We know that trusts are facing more demands than ever. They are looking after more people with increasingly complex needs amid ongoing financial and workforce challenges. The pressures once reserved for winter are now felt year-round: July saw record A&E attendances; increases in people waiting for treatment; and missed key cancer standards. The whole system is under pressure and it is not just acute trusts that are experiencing these stresses.
However, despite these challenges we are continuing to see many trusts improve their ratings.
In the past month alone, we have seen two trusts — West Midlands Ambulance Service University NHS Foundation Trust and University Hospitals Bristol NHS Foundation Trust — maintain their Outstanding ratings, as well as a number of others improve their ratings upon re-inspection.

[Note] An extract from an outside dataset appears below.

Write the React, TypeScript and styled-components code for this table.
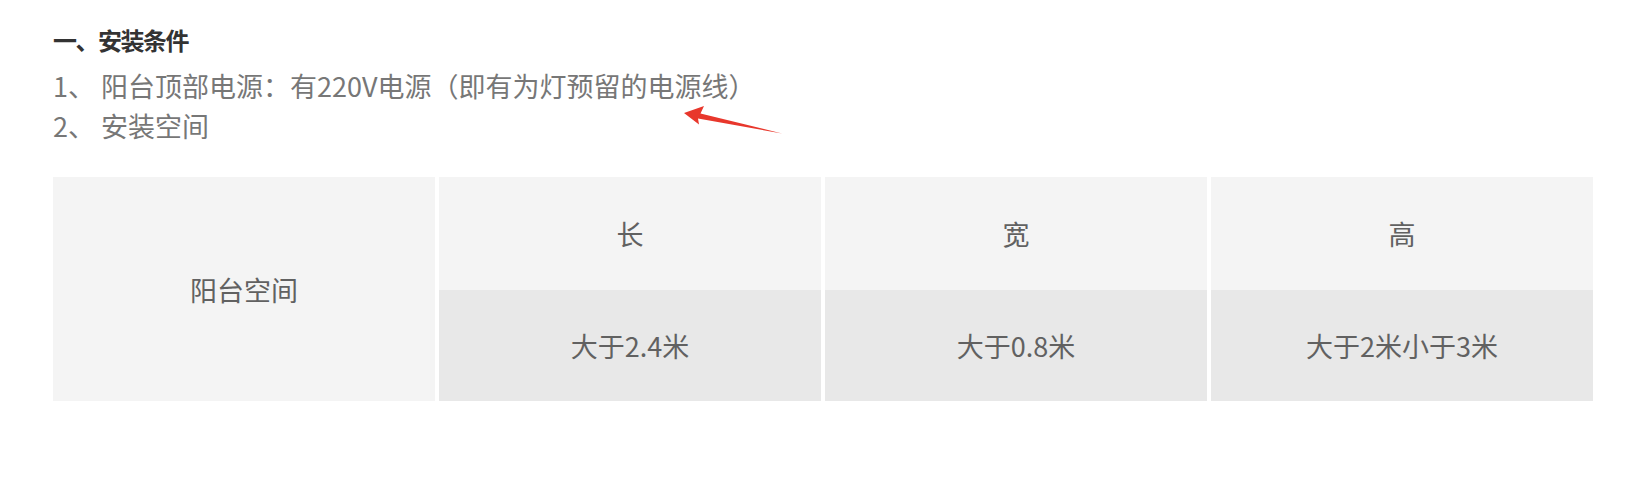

I also want to mention those trusts that have made sufficient progress for us to recommend that they leave special measures.
Recognising the pressures trusts face, these are all remarkable achievements to be proud of. We realise that all improvements are hard won, and reflect the dedication, determination and hard work of everyone involved. These better ratings reflect real and important improvements in the quality of care that these trusts provide, and I am heartened when I hear of trusts celebrating their achievements. Don’t forget to tag @CQCProf on Twitter so we can celebrate with you!
There are a number of common traits shared by those trusts at which we are seeing improvements. These include:
- Collaborative, visible and listening leadership
- Effective structures, systems and processes
- Clear trust vision and values
- A positive culture that supports and encourages learning and improvement
We also know that many of the trusts that improved their rating have used their inspection reports as a catalyst for improvement and as a springboard to make changes.
These are all key themes that are highlighted in our Driving improvement reports, which feature case studies of mental health and acute trusts that have achieved significant improvements in their ratings. Look also at our report on quality improvement in NHS trusts.
What we have observed is that when a culture of improvement is driven by effective trust leadership, it can become embedded throughout the organisation so that staff are able implement changes that make a real difference to patient care. If you are embarking on your own improvement journey, I would encourage you to look at these case studies and learn from those trusts who are leading the way.